Throughout the year, Fort Concho stages battle reenactments featuring infantry and cavalry groups. But the reenactments aren’t all war games; the fort’s “base ball” (as the word was originally spelled) club wears 1887 uniforms and plays the game using bats, gloves, and rules of the 19th Century. Furthermore, the ongoing educational programs at Fort Concho can include anything from Civil War lecture series to workshops about women in the Old West to Western art and sculpture exhibits.
Back at the commander’s quarters, my accommodations can’t be finer. Antique lights brighten the foyer, and a hardwood table, compact writing desk, and decorative stone fireplace occupy the parlor. The walls are covered with 19th-Century art, maps, and portraits, and the two small upstairs bedrooms have sturdy, 125-year-old beds. But I stay in the ground-floor bedroom, which is furnished with a wooden wardrobe, a settee with a matching chair, a dark wood dresser with attached mirror, and a child’s rocking chair. (Modern amenities like electricity, air and heat, a working kitchen, and wi-fi make it all the more livable.)
In anticipation of ghosts, I ask Fort Concho Site Manager Bob Bluthardt for his take on the alleged paranormal activity. He says ghost-hunter groups and TV crews have descended on the fort at various times over the years following reports of Edie’s ghost.
“When you’re dealing with a large-scale historical site, you are dealing with something through which thousands of people have passed through and left their marks. In their own way, their memories linger,” Bluthardt says. “But I can’t say I’m a believer in ghosts. If a ghost ever appears to me, then I’ll believe.”
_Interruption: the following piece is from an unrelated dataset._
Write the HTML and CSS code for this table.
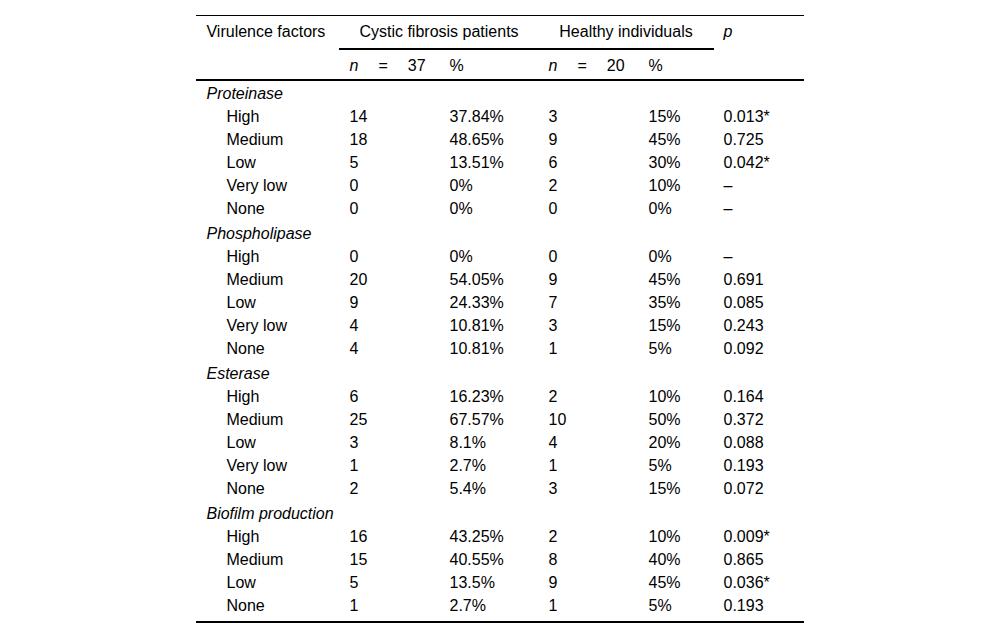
FILE: index.html
```html
<!DOCTYPE html>
<html lang="en">
<head>
<meta charset="utf-8">
<title>Virulence factors</title>
<link rel="stylesheet" href="styles.css">
</head>
<body>
<table class="vt">
  <colgroup>
    <col class="c-name"><col class="c-n"><col class="c-pct"><col class="c-n"><col class="c-pct2"><col class="c-p">
  </colgroup>
  <thead>
    <tr class="h1">
      <th rowspan="2" class="span-cell">Virulence factors</th>
      <th colspan="2" class="group">Cystic fibrosis patients</th>
      <th colspan="2" class="group">Healthy individuals</th>
      <th rowspan="2" class="span-cell"><i>p</i></th>
    </tr>
    <tr class="h2">
      <th><span class="neq"><i>n</i><span>=</span><span>37</span></span></th>
      <th>%</th>
      <th><span class="neq"><i>n</i><span>=</span><span>20</span></span></th>
      <th>%</th>
    </tr>
  </thead>
  <tbody>
    <tr class="grp first"><td colspan="6"><i>Proteinase</i></td></tr>
    <tr><td class="ind">High</td><td>14</td><td>37.84%</td><td>3</td><td>15%</td><td>0.013*</td></tr>
    <tr><td class="ind">Medium</td><td>18</td><td>48.65%</td><td>9</td><td>45%</td><td>0.725</td></tr>
    <tr><td class="ind">Low</td><td>5</td><td>13.51%</td><td>6</td><td>30%</td><td>0.042*</td></tr>
    <tr><td class="ind">Very low</td><td>0</td><td>0%</td><td>2</td><td>10%</td><td>–</td></tr>
    <tr><td class="ind">None</td><td>0</td><td>0%</td><td>0</td><td>0%</td><td>–</td></tr>
    <tr class="grp"><td colspan="6"><i>Phospholipase</i></td></tr>
    <tr><td class="ind">High</td><td>0</td><td>0%</td><td>0</td><td>0%</td><td>–</td></tr>
    <tr><td class="ind">Medium</td><td>20</td><td>54.05%</td><td>9</td><td>45%</td><td>0.691</td></tr>
    <tr><td class="ind">Low</td><td>9</td><td>24.33%</td><td>7</td><td>35%</td><td>0.085</td></tr>
    <tr><td class="ind">Very low</td><td>4</td><td>10.81%</td><td>3</td><td>15%</td><td>0.243</td></tr>
    <tr><td class="ind">None</td><td>4</td><td>10.81%</td><td>1</td><td>5%</td><td>0.092</td></tr>
    <tr class="grp"><td colspan="6"><i>Esterase</i></td></tr>
    <tr><td class="ind">High</td><td>6</td><td>16.23%</td><td>2</td><td>10%</td><td>0.164</td></tr>
    <tr><td class="ind">Medium</td><td>25</td><td>67.57%</td><td>10</td><td>50%</td><td>0.372</td></tr>
    <tr><td class="ind">Low</td><td>3</td><td>8.1%</td><td>4</td><td>20%</td><td>0.088</td></tr>
    <tr><td class="ind">Very low</td><td>1</td><td>2.7%</td><td>1</td><td>5%</td><td>0.193</td></tr>
    <tr><td class="ind">None</td><td>2</td><td>5.4%</td><td>3</td><td>15%</td><td>0.072</td></tr>
    <tr class="grp"><td colspan="6"><i>Biofilm production</i></td></tr>
    <tr><td class="ind">High</td><td>16</td><td>43.25%</td><td>2</td><td>10%</td><td>0.009*</td></tr>
    <tr><td class="ind">Medium</td><td>15</td><td>40.55%</td><td>8</td><td>40%</td><td>0.865</td></tr>
    <tr><td class="ind">Low</td><td>5</td><td>13.5%</td><td>9</td><td>45%</td><td>0.036*</td></tr>
    <tr class="last"><td class="ind">None</td><td>1</td><td>2.7%</td><td>1</td><td>5%</td><td>0.193</td></tr>
  </tbody>
</table>
</body>
</html>
```
FILE: styles.css
```css
html, body {
  margin: 0;
  padding: 0;
  background: #fff;
}

body {
  padding-top: 15px;
  font-family: "Liberation Sans", Arial, sans-serif;
  font-size: 16px;
  color: #000;
}

.vt {
  width: 607px;
  margin: 0 auto;
  table-layout: fixed;
  border-collapse: separate;
  border-spacing: 0;
  border-top: 1px solid #000;
}

.c-name { width: 143px; }
.c-n { width: 100px; }
.c-pct { width: 99px; }
.c-pct2 { width: 75px; }
.c-p { width: 90px; }

.vt th,
.vt td {
  padding: 0 10px;
  text-align: left;
  font-weight: normal;
  line-height: 23px;
  white-space: nowrap;
  vertical-align: top;
}

.vt .h1 th {
  padding-top: 4px;
  padding-bottom: 5px;
}

.vt .h1 th.group {
  text-align: center;
  border-bottom: 2px solid #000;
}

.vt .h1 th.span-cell {
  border-bottom: 2px solid #000;
}

.vt .h2 th {
  padding-top: 4px;
  padding-bottom: 2px;
  border-bottom: 2px solid #000;
}

.neq {
  display: inline-flex;
  gap: 20px;
}

.vt .grp td {
  padding-top: 2px;
}

.vt .grp.first td {
  padding-top: 2px;
  line-height: 21.5px;
}

.vt td.ind {
  padding-left: 30px;
}

.vt .last td {
  padding-bottom: 4.5px;
  border-bottom: 2px solid #000;
}
```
As for me, I have no such luck. My stay coincides with a bitter winter cold front, but I sleep comfortably in an antique bed with a dark wood headboard nearly as tall as I am. The wheezing and moaning of the hard-working heating system set the stage for a paranormal visit, but it seems I have the place to myself. And to be honest, that’s fine. Ghosts or no ghosts, memories of the Old West live on at Fort Concho.